Lundi matin, Adzabelone s’est réveillé avec un bruit sec, un crissement de pneus et un soupir collectif : le bus scolaire du Complexe Les Marmottes venait de faire sa première sortie de route. Seize élèves légèrement blessés, un chauffeur médusé, et une école qui découvre que la ligne droite peut être un luxe en République.
Heureusement, pas de drame. Les enfants sont saufs, les parents rassurés, et les secours ont fait ce qu’ils savent faire : venir tard, mais venir quand même. L’accident, lui, ouvre une question bien plus vaste que le simple bas-côté d’Adzabelone : dans quel état roulent réellement nos bus scolaires ?
C’est la première fois que le Complexe Les Marmottes connaît un tel incident. Mais dans un pays où le “premier” sert souvent de test, on ne peut s’empêcher de penser que cet épisode a valeur de symbole.
Car ici, la mécanique obéit à la politique du “tant que ça démarre, c’est bon”. Et tant que ça ne tue personne, c’est conforme.
Le bus des Marmottes, fier d’embarquer la jeunesse studieuse d’Oyem, semble n’avoir pas reçu la même attention que ses passagers. On parle de doutes sérieux sur son état technique, de freins à la retraite anticipée, de pneus qui prient à chaque virage. Mais comme toujours, on préférait bénir le véhicule le matin plutôt que le réparer le week-end.

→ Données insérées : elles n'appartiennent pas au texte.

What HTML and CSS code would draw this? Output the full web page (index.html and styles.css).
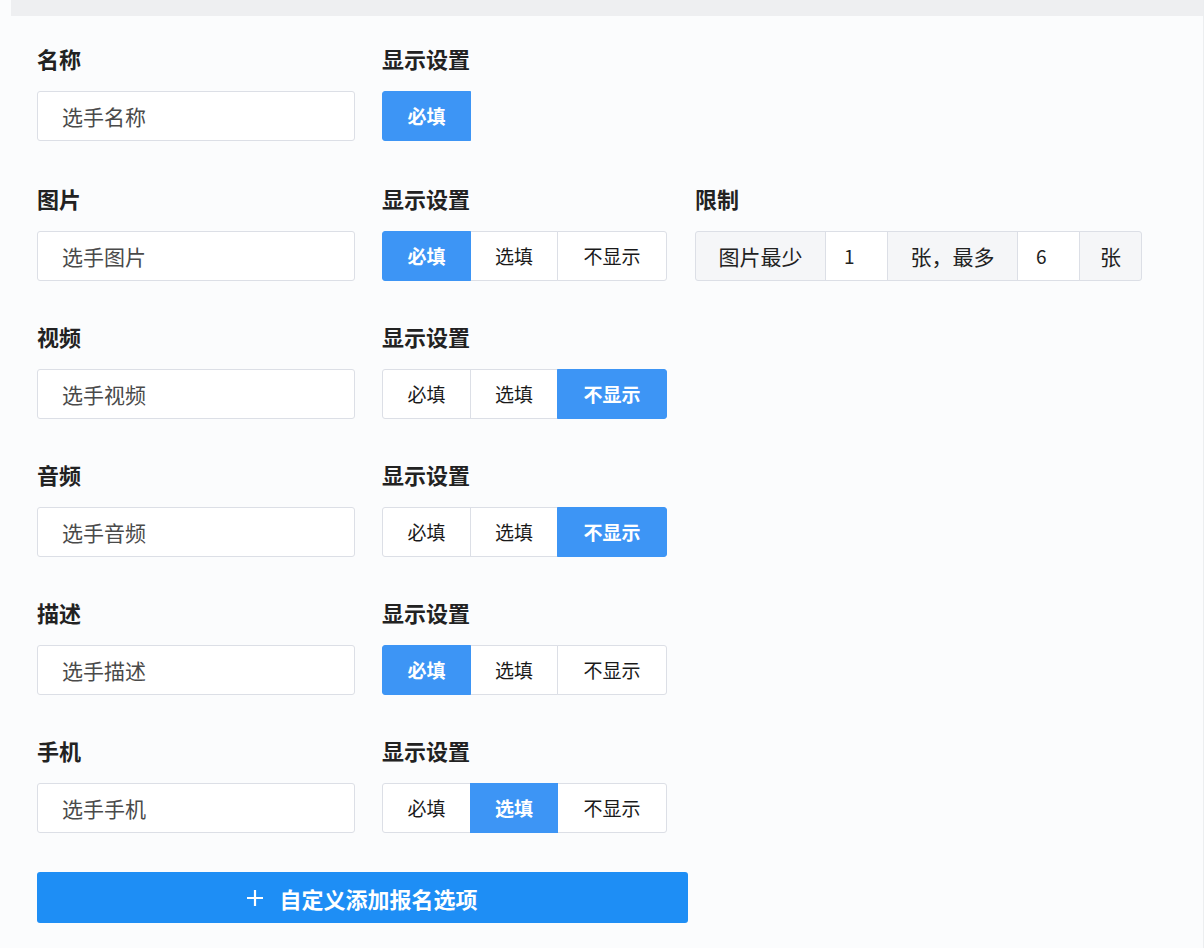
FILE: index.html
```html
<!DOCTYPE html>
<html lang="zh">
<head>
<meta charset="utf-8">
<link rel="stylesheet" href="styles.css">
</head>
<body>
<div class="page">
  <div class="topbar"></div>
  <div class="form">
    <div class="row first">
      <div class="field">
        <div class="label">名称</div>
        <div class="input">选手名称</div>
      </div>
      <div class="field">
        <div class="label">显示设置</div>
        <div class="seg">
          <span class="opt active">必填</span>
        </div>
      </div>
    </div>

    <div class="row">
      <div class="field">
        <div class="label">图片</div>
        <div class="input">选手图片</div>
      </div>
      <div class="field">
        <div class="label">显示设置</div>
        <div class="seg">
          <span class="opt active">必填</span><span class="opt">选填</span><span class="opt wide">不显示</span>
        </div>
      </div>
      <div class="field">
        <div class="label">限制</div>
        <div class="limit">
          <span class="addon w130">图片最少</span><span class="num">1</span><span class="addon w130">张，最多</span><span class="num">6</span><span class="addon w62">张</span>
        </div>
      </div>
    </div>

    <div class="row">
      <div class="field">
        <div class="label">视频</div>
        <div class="input">选手视频</div>
      </div>
      <div class="field">
        <div class="label">显示设置</div>
        <div class="seg">
          <span class="opt">必填</span><span class="opt">选填</span><span class="opt wide active">不显示</span>
        </div>
      </div>
    </div>

    <div class="row">
      <div class="field">
        <div class="label">音频</div>
        <div class="input">选手音频</div>
      </div>
      <div class="field">
        <div class="label">显示设置</div>
        <div class="seg">
          <span class="opt">必填</span><span class="opt">选填</span><span class="opt wide active">不显示</span>
        </div>
      </div>
    </div>

    <div class="row">
      <div class="field">
        <div class="label">描述</div>
        <div class="input">选手描述</div>
      </div>
      <div class="field">
        <div class="label">显示设置</div>
        <div class="seg">
          <span class="opt active">必填</span><span class="opt">选填</span><span class="opt wide">不显示</span>
        </div>
      </div>
    </div>

    <div class="row">
      <div class="field">
        <div class="label">手机</div>
        <div class="input">选手手机</div>
      </div>
      <div class="field">
        <div class="label">显示设置</div>
        <div class="seg">
          <span class="opt">必填</span><span class="opt active">选填</span><span class="opt wide">不显示</span>
        </div>
      </div>
    </div>

    <button class="add">
      <svg class="plus" viewBox="0 0 16 16" width="16" height="16"><path d="M8 0v16M0 8h16" stroke="#fff" stroke-width="2.2" fill="none"/></svg>
      <span>自定义添加报名选项</span>
    </button>
  </div>
</div>
</body>
</html>
```

FILE: styles.css
```css
* { box-sizing: border-box; }
html, body {
  margin: 0;
  padding: 0;
  background: #fbfcfd;
  font-family: "Noto Sans CJK SC", "Noto Sans", sans-serif;
  color: #1f1f1f;
}
.page {
  width: 1204px;
  height: 948px;
  overflow: hidden;
  padding-left: 11px;
  border-right: 1px solid #eceef0;
}
.topbar {
  height: 16px;
  background: #eeeff1;
}
.form {
  padding: 30px 0 0 26px;
}
.row {
  display: grid;
  grid-template-columns: 318px 286px auto;
  column-gap: 27px;
  margin-bottom: 43px;
}
.row.first { margin-bottom: 45px; }
.field {
  display: flex;
  flex-direction: column;
  gap: 21px;
}
.label {
  height: 24px;
  line-height: 24px;
  font-size: 22px;
  font-weight: 700;
  color: #222;
}
.input {
  height: 50px;
  line-height: 48px;
  border: 1px solid #dcdfe6;
  border-radius: 3px;
  background: #fff;
  padding-left: 24px;
  font-size: 21px;
  color: #4a4a4a;
}
.seg {
  display: flex;
  height: 50px;
}
.opt {
  width: 88px;
  height: 50px;
  line-height: 48px;
  text-align: center;
  font-size: 19px;
  color: #1a1a1a;
  background: #fff;
  border: 1px solid #dcdfe6;
  margin-left: -1px;
}
.opt:first-child { margin-left: 0; width: 89px; border-radius: 3px 0 0 3px; }
.opt.wide { width: 110px; border-radius: 0 3px 3px 0; }
.opt.active {
  background: #3d95f5;
  border-color: #3d95f5;
  color: #fff;
  font-weight: 700;
  position: relative;
}
.limit {
  display: flex;
  height: 50px;
}
.limit > span {
  height: 50px;
  line-height: 48px;
  border: 1px solid #dcdfe6;
  margin-left: -1px;
  font-size: 21px;
  color: #222;
}
.limit > span:first-child { margin-left: 0; border-radius: 3px 0 0 3px; }
.limit > span:last-child { border-radius: 0 3px 3px 0; }
.addon {
  background: #f5f6f8;
  text-align: center;
}
.w130 { width: 131px; }
.w62 { width: 63px; }
.num {
  width: 63px;
  background: #fff;
  padding-left: 18px;
  font-size: 19px !important;
}
.add {
  display: flex;
  align-items: center;
  justify-content: center;
  gap: 16px;
  width: 651px;
  height: 51px;
  margin-top: -4px;
  border: none;
  border-radius: 3px;
  background: #1e8ef5;
  color: #fff;
  font-family: "Noto Sans CJK SC", "Noto Sans", sans-serif;
  font-size: 22px;
  font-weight: 700;
  cursor: pointer;
}
.plus { display: block; }
```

Les autorités ont aussitôt annoncé l’ouverture d’une enquête.
Traduction en langage administratif : un dossier sera ouvert, des papiers seront signés, et tout le monde attendra le prochain accident pour en ouvrir un autre.
On nous promet de « déterminer les causes exactes » comme si la cause n’était pas déjà écrite sur les routes trouées et les bus essoufflés qui circulent sans gêne.
Mais le plus beau, c’est que tout cela se fait dans une parfaite normalité : un pays où un véhicule peut rouler vingt ans sans assurance, et où un contrôle technique se passe entre une poignée de main et un “ça ira, mon frère”.
Pourtant, le Complexe Les Marmottes n’est pas une école de seconde zone. Non, c’est une institution réputée, qui a su s’imposer par son sérieux et ses résultats. Mais comme souvent, l’excellence pédagogique s’arrête à la grille de l’école.
Derrière, le bus, lui, fait la classe autrement : cours de gravité appliquée, initiation au réflexe de survie, et travaux pratiques sur la résistance des ceintures.
Le plus triste, c’est que cet accident, bien qu’inédit, ne surprend plus personne. On s’émeut, on commente, on promet et dans deux semaines, le même bus, rafistolé à la hâte, reprendra la route au nom du “service aux parents”.
Le Complexe Les Marmottes assure vouloir “tirer les leçons” de l’incident. Espérons que la première sera celle-ci : un bus scolaire transporte des vies, pas des statistiques.
Dans un pays où la route devient chaque jour un champ d’expérimentation entre la chance et la tôle froissée, il est urgent que la conscience remplace la négligence.
Car si les Marmottes ont glissé, c’est peut-être le signe qu’il faut enfin s’arrêter pas seulement sur le bas-côté, mais sur nos habitudes.
Un bus qui sort de route, c’est un fait divers.
Mais un pays qui laisse rouler des bus douteux, c’est un fait de société.